Eine ähnliche Geschichte erzählt Ibrahim, heute 17 Jahre alt und in Berlin lebend. Als Kind von Geflüchteten wuchs er in beengten Wohnverhältnissen auf, seine Eltern kämpften mit Sprachbarrieren und finanziellen Sorgen. „In der Schule hatte ich Schwierigkeiten, mitzuhalten, und zu Hause konnte mir niemand helfen. Ich dachte, ich sei allein.“ Ibrahim ist kein Einzelfall. Laut aktuellen Studien sind gerade Kinder aus benachteiligten Familien in der Schule oft auf sich gestellt – es fehlt an individueller Förderung, die Lehrer können das nicht alleine auffangen (DeStatis, 2021).
Hier setzt das Ashoka Fellow-Projekt „Chancenpatenschaften“ an. Es geht darum, Kindern und Jugendlichen, die in schwierigen Verhältnissen leben, eine wertvolle Ressource zur Seite zu stellen: Ein engagierter Pate oder eine Patin, die sie auf ihrem Weg begleitet, unterstützt und ermutigt.
Das Projekt Chancenpatenschaften: Eine Brücke zu besseren Lebenswegen
Das Programm Chancenpatenschaften wurde von Ashoka Fellow Katrin Elsemann ins Leben gerufen. Ashoka, eine international agierende Organisation zur Förderung von Sozialunternehmern, unterstützt Menschen, die innovative Lösungen für gesellschaftliche Probleme entwickeln. Katrin Elsemann erkannte früh, dass der Schlüssel zur Verbesserung der Lebenschancen benachteiligter Kinder in persönlichen Beziehungen liegt.

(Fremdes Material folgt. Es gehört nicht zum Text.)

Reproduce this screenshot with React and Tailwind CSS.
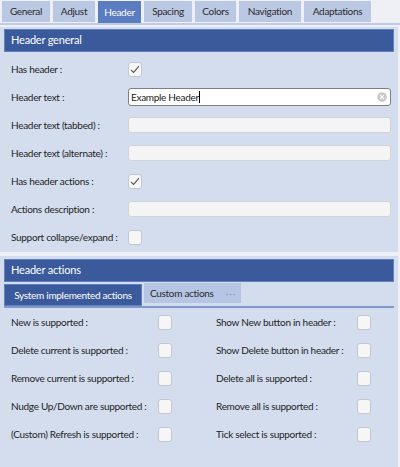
import React from 'react';

const tabs = [
  { label: 'General', w: 'w-[48px]' },
  { label: 'Adjust', w: 'w-[42px]' },
  { label: 'Header', w: 'w-[43px]', active: true },
  { label: 'Spacing', w: 'w-[48px]' },
  { label: 'Colors', w: 'w-[41px]' },
  { label: 'Navigation', w: 'w-[62px]' },
  { label: 'Adaptations', w: 'w-[67px]' },
];

function Check({ checked }) {
  return (
    <div className="w-[14px] h-[15px] rounded-[3px] border border-[#c3c7cf] bg-[#f6f6f6] flex items-center justify-center">
      {checked && (
        <svg width="10" height="9" viewBox="0 0 10 9" fill="none">
          <path d="M1 4.8 L3.6 7.4 L9 1.2" stroke="#555" strokeWidth="1.1" />
        </svg>
      )}
    </div>
  );
}

function Field({ value }) {
  if (value) {
    return (
      <div className="w-[263px] h-[18px] rounded-[3px] border border-[#7b7f87] bg-white flex items-center pl-[2px] pr-[3px]">
        <span className="text-[#222]">{value}</span>
        <span className="w-px h-[12px] bg-black" />
        <div className="flex-1" />
        <svg width="10" height="10" viewBox="0 0 10 10">
          <circle cx="5" cy="5" r="4.8" fill="#c9c9c9" />
          <path d="M3.2 3.2 L6.8 6.8 M6.8 3.2 L3.2 6.8" stroke="#fff" strokeWidth="1.1" />
        </svg>
      </div>
    );
  }
  return <div className="w-[263px] h-[16px] rounded-[3px] border border-[#d0d3da] bg-[#f4f4f4]" />;
}

function Bar({ title }) {
  return (
    <div className="mx-[4px] h-[23px] bg-[#3a5a9b] border border-[#5f7fbf] flex items-center pl-[6px] text-white text-[11px] tracking-[-0.2px]">
      {title}
    </div>
  );
}

const general = [
  { label: 'Has header :', type: 'check', checked: true },
  { label: 'Header text :', type: 'field', value: 'Example Header' },
  { label: 'Header text (tabbed) :', type: 'field' },
  { label: 'Header text (alternate) :', type: 'field' },
  { label: 'Has header actions :', type: 'check', checked: true },
  { label: 'Actions description :', type: 'field' },
  { label: 'Support collapse/expand :', type: 'check' },
];

const actions = [
  ['New is supported :', 'Show New button in header :'],
  ['Delete current is supported :', 'Show Delete button in header :'],
  ['Remove current is supported :', 'Delete all is supported :'],
  ['Nudge Up/Down are supported :', 'Remove all is supported :'],
  ['(Custom) Refresh is supported :', 'Tick select is supported :'],
];

export default function App() {
  return (
    <div className="w-[400px] h-[467px] overflow-hidden bg-[#eef0f6] text-[10px] tracking-[-0.3px] whitespace-nowrap text-[#1e1e1e] font-['Lato',sans-serif]">
      {/* top tabs */}
      <div className="h-[25px] flex items-end gap-[3px] pl-[2px] border-b-2 border-[#c0cce6]">
        {tabs.map(t => (
          <div
            key={t.label}
            className={
              t.active
                ? `${t.w} h-[22px] bg-[#5a7cc0] text-white flex items-center justify-center`
                : `${t.w} h-[21px] mb-[1px] bg-[#bac8e4] text-[#2a2a2a] flex items-center justify-center`
            }
          >
            {t.label}
          </div>
        ))}
      </div>

      {/* Header general */}
      <div className="mt-[2px] mr-[2px] h-[225px] bg-[#d3ddee] pt-[2px]">
        <Bar title="Header general" />
        <div className="mt-[3px] pl-[11px]">
          {general.map(r => (
            <div key={r.label} className="h-[28px] flex items-center">
              <div className="w-[117px]">{r.label}</div>
              {r.type === 'check' ? <Check checked={r.checked} /> : <Field value={r.value} />}
            </div>
          ))}
        </div>
      </div>

      {/* Header actions */}
      <div className="mt-[4px] mr-[2px] h-[211px] bg-[#d3ddee] pt-[3px]">
        <Bar title="Header actions" />
        <div className="mx-[4px] mt-[1px] h-[25px] flex items-end gap-[2px] border-b-2 border-[#7f98cc]">
          <div className="w-[138px] h-[22px] bg-[#3a5a9b] border border-[#5f7fbf] text-white flex items-center justify-center">
            System implemented actions
          </div>
          <div className="w-[97px] h-[20px] mb-[3px] bg-[#b5c5e3] flex items-center pl-[6px] gap-[12px] text-[#2a2a2a]">
            Custom actions
            <span className="text-[#8a97b5] tracking-[1px]">···</span>
          </div>
        </div>
        <div className="pl-[11px]">
          {actions.map(([a, b]) => (
            <div key={a} className="h-[28px] grid grid-cols-[147px_58px_141px_auto] items-center">
              <div>{a}</div>
              <Check />
              <div>{b}</div>
              <Check />
            </div>
          ))}
        </div>
      </div>
    </div>
  );
}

Das Projekt arbeitet nach einem einfachen Prinzip: Es bringt Ehrenamtliche, die bereit sind, Zeit und Engagement zu investieren, mit Kindern und Jugendlichen zusammen. Die Patenschaften sind individuell gestaltet: Ein Pate hilft zum Beispiel bei den Hausaufgaben, besucht mit dem Patenkind Museen oder Sportvereine, spricht über Zukunftsperspektiven oder ist einfach da, um zuzuhören.

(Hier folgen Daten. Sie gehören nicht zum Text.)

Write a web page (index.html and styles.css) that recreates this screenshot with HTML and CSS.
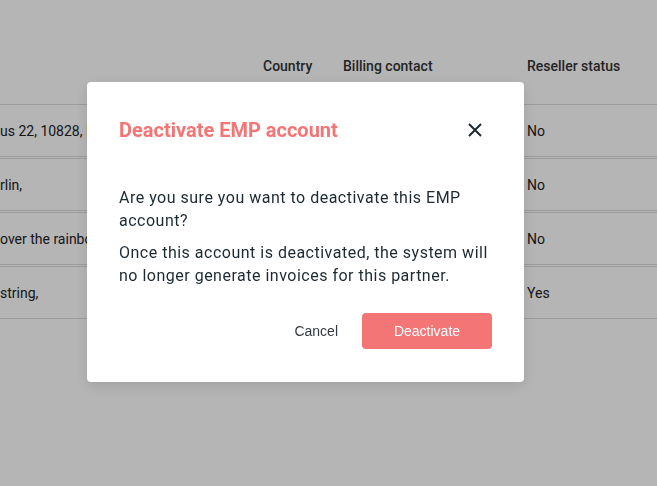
FILE: index.html
```html
<!DOCTYPE html>
<html lang="en">
<head>
    <meta charset="UTF-8">
    <meta name="viewport" content="width=device-width, initial-scale=1.0">
    <title>Partners</title>
    <link rel="stylesheet" href="styles.css">
</head>
<body>
    <div class="partners">
        <div class="row header">
            <div></div>
            <div>Country</div>
            <div>Billing contact</div>
            <div>Reseller status</div>
        </div>
        <div class="row">
            <div>us 22, 10828, Berlin,</div>
            <div></div>
            <div></div>
            <div>No</div>
        </div>
        <div class="row">
            <div>rlin,</div>
            <div></div>
            <div></div>
            <div>No</div>
        </div>
        <div class="row">
            <div>over the rainbow,</div>
            <div></div>
            <div></div>
            <div>No</div>
        </div>
        <div class="row">
            <div>string,</div>
            <div></div>
            <div></div>
            <div>Yes</div>
        </div>
    </div>

    <div class="overlay">
        <div class="modal">
            <div class="modal-header">
                <h2>Deactivate EMP account</h2>
                <button class="close-button" aria-label="Close">
                    <svg width="14" height="14" viewBox="0 0 14 14">
                        <path d="M1 1L13 13M13 1L1 13" stroke="#1c2a30" stroke-width="2" fill="none"/>
                    </svg>
                </button>
            </div>
            <div class="modal-body">
                <p>Are you sure you want to deactivate this EMP account?</p>
                <p>Once this account is deactivated, the system will no longer generate invoices for this partner.</p>
            </div>
            <div class="modal-actions">
                <button class="cancel-button">Cancel</button>
                <button class="deactivate-button">Deactivate</button>
            </div>
        </div>
    </div>
</body>
</html>
```

FILE: styles.css
```css
body {
    font-family: Roboto, sans-serif;
    background-color: #ffffff;
    color: #222222;
    margin: 0;
    font-size: 14px;
}

.partners {
    width: 100%;
}

.row {
    display: grid;
    grid-template-columns: 263px 80px 184px 1fr;
    align-items: center;
    height: 51px;
    border-bottom: 1px solid #dcdcdc;
    white-space: nowrap;
}

.row + .row {
    border-top: 1px solid #dcdcdc;
    margin-top: 1px;
}

.row.header {
    height: 105px;
    align-items: start;
    box-sizing: border-box;
    padding-top: 58px;
    font-weight: 500;
    color: #333333;
}

.header + .row {
    border-top: none;
    margin-top: 0;
}

.overlay {
    position: fixed;
    inset: 0;
    background-color: rgba(0, 0, 0, 0.29);
    display: flex;
    align-items: flex-start;
    padding: 82px 0 0 87px;
}

.modal {
    background-color: #ffffff;
    width: 437px;
    box-sizing: border-box;
    padding: 36px 32px 33px;
    border-radius: 4px;
    box-shadow: 0 4px 14px rgba(0, 0, 0, 0.12);
}

.modal-header {
    display: flex;
    justify-content: space-between;
    align-items: center;
    height: 24px;
}

.modal-header h2 {
    margin: 0;
    font-size: 20px;
    font-weight: 700;
    color: #f47575;
}

.close-button {
    width: 34px;
    height: 34px;
    border: none;
    background: none;
    padding: 0;
    display: flex;
    justify-content: center;
    align-items: center;
    cursor: pointer;
}

.modal-body {
    margin-top: 44px;
}

.modal-body p {
    margin: 0 0 9px;
    font-size: 16px;
    line-height: 23px;
    letter-spacing: 0.5px;
    color: #1d2a31;
}

.modal-body p:last-child {
    margin-bottom: 0;
}

.modal-actions {
    display: flex;
    justify-content: flex-end;
    align-items: center;
    gap: 24px;
    margin-top: 26px;
}

.cancel-button {
    background: none;
    border: none;
    padding: 0;
    font-family: "Liberation Sans", Arial, sans-serif;
    font-size: 14px;
    color: #333a3f;
    cursor: pointer;
}

.deactivate-button {
    width: 130px;
    height: 36px;
    border: none;
    border-radius: 4px;
    background-color: #f47575;
    color: #ffffff;
    font-family: "Liberation Sans", Arial, sans-serif;
    font-size: 14px;
    cursor: pointer;
}
```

Die Rechtsform des Projekts ist ein gemeinnütziger Verein, der deutschlandweit agiert. Seit der Gründung im Jahr 2016 ist das Programm kontinuierlich gewachsen: Mittlerweile gibt es über 5.000 aktive Patenschaften in verschiedenen Bundesländern. Die Finanzierung erfolgt über private Spenden, Unternehmenspartnerschaften und staatliche Fördermittel. Ein Netzwerk von haupt- und ehrenamtlichen Mitarbeiter:innen koordiniert das Programm.

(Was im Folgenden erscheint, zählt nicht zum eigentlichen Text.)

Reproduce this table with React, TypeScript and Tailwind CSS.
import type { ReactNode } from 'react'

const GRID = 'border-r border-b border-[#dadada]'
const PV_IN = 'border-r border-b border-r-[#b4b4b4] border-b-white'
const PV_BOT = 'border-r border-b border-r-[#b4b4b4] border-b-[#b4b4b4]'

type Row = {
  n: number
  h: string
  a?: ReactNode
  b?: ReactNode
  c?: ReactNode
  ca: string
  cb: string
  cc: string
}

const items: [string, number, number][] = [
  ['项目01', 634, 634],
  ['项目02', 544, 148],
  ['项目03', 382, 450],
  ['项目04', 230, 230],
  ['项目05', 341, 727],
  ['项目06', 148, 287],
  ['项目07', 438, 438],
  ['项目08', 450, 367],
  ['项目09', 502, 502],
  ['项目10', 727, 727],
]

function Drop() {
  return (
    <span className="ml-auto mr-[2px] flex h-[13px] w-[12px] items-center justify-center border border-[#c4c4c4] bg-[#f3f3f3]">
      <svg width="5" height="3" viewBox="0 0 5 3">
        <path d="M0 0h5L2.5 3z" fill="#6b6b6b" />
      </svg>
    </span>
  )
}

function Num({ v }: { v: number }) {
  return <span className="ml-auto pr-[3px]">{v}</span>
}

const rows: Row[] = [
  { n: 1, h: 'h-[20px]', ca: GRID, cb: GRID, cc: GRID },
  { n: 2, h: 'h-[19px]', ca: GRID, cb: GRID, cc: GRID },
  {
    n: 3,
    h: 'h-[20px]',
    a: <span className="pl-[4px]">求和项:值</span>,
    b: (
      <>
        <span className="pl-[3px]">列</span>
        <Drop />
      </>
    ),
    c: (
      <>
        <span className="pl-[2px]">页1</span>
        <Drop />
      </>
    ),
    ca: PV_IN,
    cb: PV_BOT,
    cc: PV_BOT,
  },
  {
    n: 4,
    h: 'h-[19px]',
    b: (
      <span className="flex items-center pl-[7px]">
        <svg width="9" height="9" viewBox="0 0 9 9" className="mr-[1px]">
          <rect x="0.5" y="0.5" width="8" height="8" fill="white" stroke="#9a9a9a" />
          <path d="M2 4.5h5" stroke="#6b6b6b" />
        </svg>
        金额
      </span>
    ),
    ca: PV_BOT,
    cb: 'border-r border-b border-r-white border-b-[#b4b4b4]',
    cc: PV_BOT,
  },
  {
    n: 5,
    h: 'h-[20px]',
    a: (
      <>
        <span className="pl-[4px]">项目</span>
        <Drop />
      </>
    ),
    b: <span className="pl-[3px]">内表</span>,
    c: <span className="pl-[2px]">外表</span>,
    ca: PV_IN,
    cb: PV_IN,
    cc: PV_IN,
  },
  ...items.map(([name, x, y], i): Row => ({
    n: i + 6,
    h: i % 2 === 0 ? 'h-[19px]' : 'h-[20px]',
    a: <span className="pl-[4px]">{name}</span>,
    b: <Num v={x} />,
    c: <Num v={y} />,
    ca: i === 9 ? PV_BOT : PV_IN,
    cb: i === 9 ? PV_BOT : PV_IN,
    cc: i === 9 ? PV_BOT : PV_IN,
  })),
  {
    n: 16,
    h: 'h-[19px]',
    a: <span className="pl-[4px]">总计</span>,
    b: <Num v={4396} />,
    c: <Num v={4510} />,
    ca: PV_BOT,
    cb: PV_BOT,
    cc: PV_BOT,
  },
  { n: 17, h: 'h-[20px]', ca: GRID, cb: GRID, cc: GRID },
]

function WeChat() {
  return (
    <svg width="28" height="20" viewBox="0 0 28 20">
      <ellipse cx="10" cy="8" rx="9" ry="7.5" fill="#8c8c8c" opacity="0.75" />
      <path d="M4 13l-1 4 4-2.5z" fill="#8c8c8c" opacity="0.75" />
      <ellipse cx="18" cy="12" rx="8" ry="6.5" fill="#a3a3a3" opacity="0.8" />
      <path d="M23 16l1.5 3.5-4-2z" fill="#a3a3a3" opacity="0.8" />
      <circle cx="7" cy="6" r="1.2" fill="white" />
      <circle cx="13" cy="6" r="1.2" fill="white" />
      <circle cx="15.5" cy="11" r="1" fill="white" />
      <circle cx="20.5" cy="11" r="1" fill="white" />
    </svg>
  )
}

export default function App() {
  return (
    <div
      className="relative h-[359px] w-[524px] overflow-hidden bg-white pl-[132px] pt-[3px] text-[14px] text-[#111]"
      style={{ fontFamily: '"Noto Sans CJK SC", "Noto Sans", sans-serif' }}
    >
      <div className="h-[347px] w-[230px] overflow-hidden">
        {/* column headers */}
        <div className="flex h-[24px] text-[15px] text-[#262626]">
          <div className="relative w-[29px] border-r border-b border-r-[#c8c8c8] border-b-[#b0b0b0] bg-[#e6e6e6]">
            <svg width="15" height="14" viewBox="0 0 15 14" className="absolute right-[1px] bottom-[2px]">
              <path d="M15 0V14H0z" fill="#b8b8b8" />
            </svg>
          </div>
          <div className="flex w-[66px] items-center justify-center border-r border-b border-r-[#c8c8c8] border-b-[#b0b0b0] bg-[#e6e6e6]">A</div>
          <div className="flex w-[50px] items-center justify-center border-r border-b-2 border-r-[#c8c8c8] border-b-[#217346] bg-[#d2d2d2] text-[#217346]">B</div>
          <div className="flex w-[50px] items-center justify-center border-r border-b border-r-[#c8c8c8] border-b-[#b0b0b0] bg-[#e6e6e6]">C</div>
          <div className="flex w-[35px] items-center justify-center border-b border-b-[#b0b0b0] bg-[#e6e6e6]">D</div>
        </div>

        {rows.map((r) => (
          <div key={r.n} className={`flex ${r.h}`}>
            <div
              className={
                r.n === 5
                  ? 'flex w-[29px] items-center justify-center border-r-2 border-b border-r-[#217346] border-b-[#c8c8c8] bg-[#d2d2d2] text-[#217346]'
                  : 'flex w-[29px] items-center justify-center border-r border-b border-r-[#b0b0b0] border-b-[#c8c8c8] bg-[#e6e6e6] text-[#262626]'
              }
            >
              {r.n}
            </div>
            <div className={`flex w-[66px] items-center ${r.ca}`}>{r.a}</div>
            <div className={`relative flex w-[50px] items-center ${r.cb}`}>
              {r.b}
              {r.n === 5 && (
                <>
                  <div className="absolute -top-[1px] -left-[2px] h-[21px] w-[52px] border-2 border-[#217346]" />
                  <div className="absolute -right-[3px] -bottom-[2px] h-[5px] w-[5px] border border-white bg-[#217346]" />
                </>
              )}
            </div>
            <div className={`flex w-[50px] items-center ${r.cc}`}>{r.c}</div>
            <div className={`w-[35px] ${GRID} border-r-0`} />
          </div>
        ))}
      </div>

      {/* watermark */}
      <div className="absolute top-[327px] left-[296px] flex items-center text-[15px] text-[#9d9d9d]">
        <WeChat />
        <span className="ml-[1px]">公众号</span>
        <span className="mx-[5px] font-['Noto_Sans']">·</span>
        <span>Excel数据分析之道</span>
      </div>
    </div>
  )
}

Die Wirkung des Projekts ist beeindruckend: Studien haben gezeigt, dass Kinder mit Mentoren nicht nur besser in der Schule abschneiden, sondern auch mehr Selbstbewusstsein entwickeln (Ashoka, 2023). So auch bei Ibrahim: Sein Pate half ihm nicht nur bei Matheaufgaben, sondern zeigte ihm Wege auf, wie er seine Ziele erreichen kann. Heute hat Ibrahim einen Ausbildungsplatz in der IT-Branche und sagt: „Ohne meinen Paten hätte ich nie daran geglaubt, dass ich das schaffen kann.“
Erfolgreiche Umsetzung durch menschliche Verbindungen
Ein Schlüssel zum Erfolg des Projekts liegt in der besonderen Herangehensweise: Chancenpatenschaften bauen auf Vertrauen, Längerfristigkeit und Freiwilligkeit. Katrin Elsemann betont: „Es geht nicht um schnelle Hilfe, sondern um Beziehungen, die tragen. Ein Pate muss nicht perfekt sein, sondern einfach verlässlich.“
Ein beeindruckendes Beispiel dafür ist die Geschichte von Sophia und ihrer Patin Sabine. Sophia, ein Mädchen aus einer Großstadt, hatte wegen familiärer Probleme die Schule oft geschwänzt. Sabine, eine pensionierte Lehrerin, nahm sie unter ihre Fittiche. Sie trafen sich regelmäßig, Sabine half Sophia, Lernrückstände aufzuholen, und motivierte sie. Heute hat Sophia ihren Schulabschluss in der Tasche. Solche Erfolgsgeschichten gibt es viele: Sie zeigen, dass einzelne Menschen große Veränderungen bewirken können, wenn sie sich engagieren.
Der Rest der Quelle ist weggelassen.